If you visit a city with little time to spare but want to see a few sights, Geocrowd could get you quickly to the nearest attractions, with your selection informed by comments from others. And you in turn could leave behind your delight or dissatisfaction with what you have visited.

Prof Fotheringham referred to newspaper reports last weekend that described an effort by China to track, using GPS data, the whereabouts of all 17 million residents of Beijing. The suggestion was this would be used for traffic management, but it could also warn of unusual numbers of people assembling, for example, to protest, he says.

He acknowledges that monitoring people’s whereabouts could be used for good or ill. It could help locate friends separated at a concert venue but could also reduce freedom and privacy. “That is a debate society has to have.”

Yet a remarkable amount of personal information is readily surrendered over services like Facebook or Flickr that describe where we are, what we think, our habits and our experiences, he points out.

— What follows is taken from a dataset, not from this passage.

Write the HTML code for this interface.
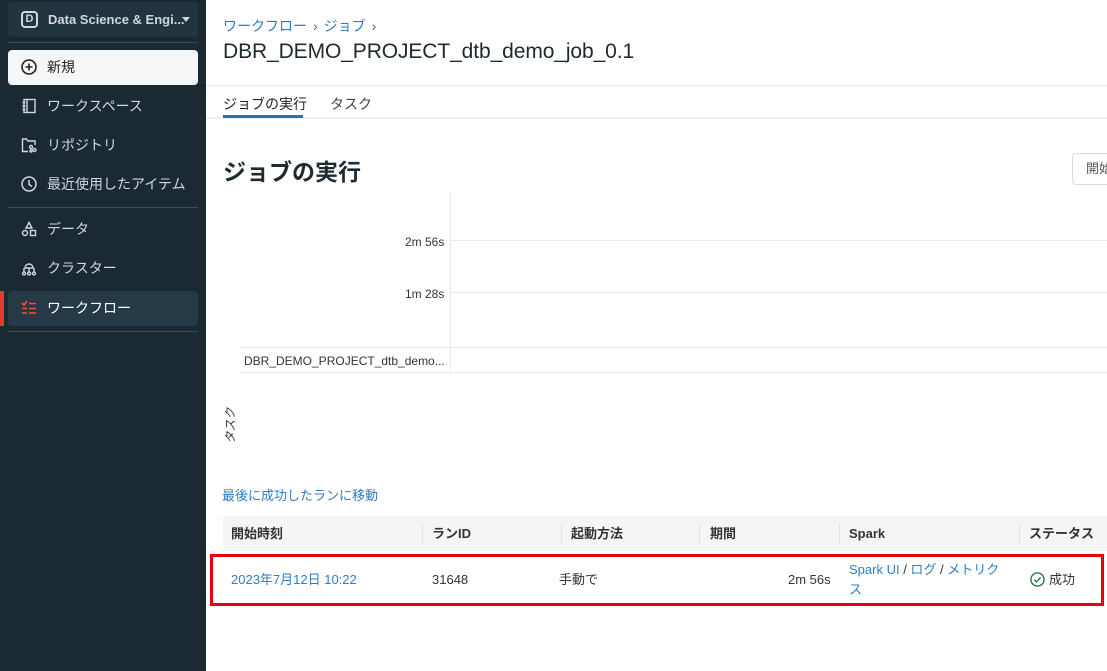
<!DOCTYPE html>
<html><head><meta charset="utf-8"><style>
*{margin:0;padding:0;box-sizing:border-box}
body{width:1107px;height:671px;overflow:hidden;background:#fff;font-family:"Liberation Sans","Noto Sans CJK JP",sans-serif;position:relative;color:#222}
.sb{position:absolute;left:0;top:0;width:206px;height:671px;background:#1b2a32}
.ws{position:absolute;left:8px;top:2px;width:190px;height:35px;background:#22343d;border-radius:4px;color:#cfd8dc;font-size:13px;font-weight:bold;line-height:35px;padding-left:40px;white-space:nowrap}
.ws .d{position:absolute;left:13px;top:9px;width:17px;height:17px;border:2px solid #cfd8dc;border-radius:4px;font-size:11px;line-height:13px;text-align:center}
.ws .ar{position:absolute;right:8px;top:15px;border:4px solid transparent;border-top:5px solid #cfd8dc}
.hr{position:absolute;left:8px;width:190px;height:1px;background:#3a4b54}
.it{position:absolute;left:8px;width:190px;height:35px;color:#cfd8dc;font-size:14px;line-height:35px;padding-left:39px}
.it svg{position:absolute;left:13px;top:9px}
.new{background:#f5f6f7;color:#222;border-radius:4px}
.act{background:#253a44;color:#fff;border-radius:4px}
.red{position:absolute;left:0;top:291px;width:4px;height:35px;background:#e8382e}
.bc{position:absolute;left:223px;top:16px;font-size:14px;color:#2f7cc4}
.bc span{color:#666;margin:0 6px}
h1{position:absolute;left:223px;top:40px;font-size:21px;font-weight:normal;color:#1e2a31;letter-spacing:-0.1px}
.tabline{position:absolute;left:206px;top:85px;width:901px;height:1px;background:#e3e6e8}
.tabs{position:absolute;left:206px;top:117px;width:901px;height:2px;background:#eef1f3}
.t1{position:absolute;left:223px;top:94px;font-size:14px;color:#222}
.t1u{position:absolute;left:223px;top:115px;width:80px;height:3px;background:#2272b4}
.t2{position:absolute;left:330px;top:94px;font-size:14px;color:#444}
h2{position:absolute;left:223px;top:153px;font-size:23px;font-weight:bold;color:#1e2a31}
.btn{position:absolute;left:1072px;top:153px;width:60px;height:32px;border:1px solid #d4dce2;border-radius:4px;font-size:13px;line-height:30px;padding-left:13px;color:#555}
.gl{position:absolute;background:#e4ebf1}
.lab{position:absolute;font-size:12px;color:#333;white-space:nowrap}
.tbl{position:absolute;left:223px;top:516px;width:884px;height:35px;background:#f3f5f6;font-size:13px;font-weight:bold;color:#333}
.tbl div{position:absolute;top:8px;line-height:20px;height:20px}
.sep{position:absolute;top:8px;width:1px;height:20px;background:#dfe3e6}
.row{position:absolute;left:210px;top:554px;width:894px;height:52px;border:3px solid #e8000b}
.row div{position:absolute;font-size:13px;color:#333;line-height:20px;top:13px}
a{color:#2f7cc4;text-decoration:none}
</style></head><body>
<div class="sb">
<div class="ws"><div class="d">D</div>Data Science &amp; Engi...<div class="ar"></div></div>
<div class="hr" style="top:42px"></div>
<div class="it new" style="top:50px"><svg width="16" height="16" viewBox="0 0 16 16"><circle cx="8" cy="8" r="7" fill="none" stroke="#222" stroke-width="1.6"/><path d="M8 4.5v7M4.5 8h7" stroke="#222" stroke-width="1.6"/></svg>新規</div>
<div class="it" style="top:89px"><svg width="16" height="16" viewBox="0 0 16 16" fill="none" stroke="#cfd8dc" stroke-width="1.4"><rect x="3" y="1.5" width="11" height="13"/><path d="M6 1.5v13M1.5 4.5h3M1.5 8h3M1.5 11.5h3"/></svg>ワークスペース</div>
<div class="it" style="top:128px"><svg width="16" height="16" viewBox="0 0 16 16" fill="none" stroke="#cfd8dc" stroke-width="1.4"><path d="M7 14.5H1.5V2h4l1.5 2h7v4"/><circle cx="10" cy="10" r="1.5"/><circle cx="13.5" cy="13" r="1.5"/><circle cx="10" cy="14" r="1"/></svg>リポジトリ</div>
<div class="it" style="top:167px"><svg width="16" height="16" viewBox="0 0 16 16" fill="none" stroke="#cfd8dc" stroke-width="1.5"><circle cx="8" cy="8" r="7"/><path d="M8 4v4.5l3 2"/></svg>最近使用したアイテム</div>
<div class="hr" style="top:207px"></div>
<div class="it" style="top:212px"><svg width="16" height="16" viewBox="0 0 16 16" fill="none" stroke="#cfd8dc" stroke-width="1.4"><path d="M8 1.5L11 7H5z"/><circle cx="4" cy="12" r="2.5"/><rect x="9.5" y="9.5" width="5" height="5"/></svg>データ</div>
<div class="it" style="top:251px"><svg width="16" height="16" viewBox="0 0 16 16" fill="none" stroke="#cfd8dc" stroke-width="1.4"><path d="M4 8a4 4 0 0 1 8 0zM8 8v4M3 8v4M13 8v4"/><circle cx="3" cy="13.5" r="1.5"/><circle cx="8" cy="13.5" r="1.5"/><circle cx="13" cy="13.5" r="1.5"/></svg>クラスター</div>
<div class="it act" style="top:291px"><svg width="16" height="16" viewBox="0 0 16 16" fill="none" stroke="#ff4b3e" stroke-width="1.6"><path d="M1 3l2 2 3-4M8 3.5h7M1 8.5h5M8 8.5h7M1 13h5M8 13h7"/></svg>ワークフロー</div>
<div class="red"></div>
<div class="hr" style="top:331px"></div>
</div>
<div class="bc">ワークフロー<span>›</span>ジョブ<span>›</span></div>
<h1>DBR_DEMO_PROJECT_dtb_demo_job_0.1</h1>
<div class="tabline"></div>
<div class="t1">ジョブの実行</div><div class="t2">タスク</div>
<div class="tabs"></div><div class="t1u"></div>
<h2>ジョブの実行</h2>
<div class="btn">開始</div>
<div class="gl" style="left:450px;top:193px;width:1px;height:180px"></div>
<div class="gl" style="left:450px;top:240px;width:657px;height:1px"></div>
<div class="gl" style="left:450px;top:292px;width:657px;height:1px"></div>
<div class="gl" style="left:240px;top:347px;width:867px;height:1px"></div>
<div class="gl" style="left:240px;top:372px;width:867px;height:1px"></div>
<div class="lab" style="left:405px;top:235px">2m 56s</div>
<div class="lab" style="left:405px;top:287px">1m 28s</div>
<div class="lab" style="left:244px;top:354px">DBR_DEMO_PROJECT_dtb_demo...</div>
<div class="lab" style="left:208px;top:417px;transform:rotate(-90deg);width:44px;text-align:center;font-style:italic">タスク</div>
<div style="position:absolute;left:222px;top:485px;font-size:13px;color:#2f7cc4">最後に成功したランに移動</div>
<div class="tbl">
<div style="left:8px">開始時刻</div><span class="sep" style="left:199px"></span>
<div style="left:209px">ランID</div><span class="sep" style="left:338px"></span>
<div style="left:348px">起動方法</div><span class="sep" style="left:476px"></span>
<div style="left:487px">期間</div><span class="sep" style="left:616px"></span>
<div style="left:626px">Spark</div><span class="sep" style="left:796px"></span>
<div style="left:806px">ステータス</div>
</div>
<div class="row">
<div style="left:18px"><a>2023年7月12日 10:22</a></div>
<div style="left:219px">31648</div>
<div style="left:346px">手動で</div>
<div style="left:575px">2m 56s</div>
<div style="left:636px;top:3px;width:160px"><a>Spark UI</a> / <a>ログ</a> / <a>メトリクス</a></div>
<div style="left:817px"><svg width="15" height="15" viewBox="0 0 16 16" style="vertical-align:-3px;margin-right:4px" fill="none" stroke="#277c43" stroke-width="1.5"><circle cx="8" cy="8" r="7"/><path d="M4.5 8.2l2.3 2.3 4.5-4.8"/></svg>成功</div>
</div>
</body></html>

Much of the data is already moving through the ether, so it is a matter of finding how to capture it and then how to make it of value to a user. “That is a research question: how do you get useful information out of it.”

There seems little doubt that this new spatial data source will add to existing information resources. The internet changes so rapidly that what we do today will seem “positively primitive” in a few years time, he says.

Geospatial information is already out there over Googlemaps, Wikiwalk and other applications. “The next step is real time, user generated, three dimensional data that brings inanimate buildings and objects alive, infused with other peoples’ experiences of them,” Prof Fotheringham says.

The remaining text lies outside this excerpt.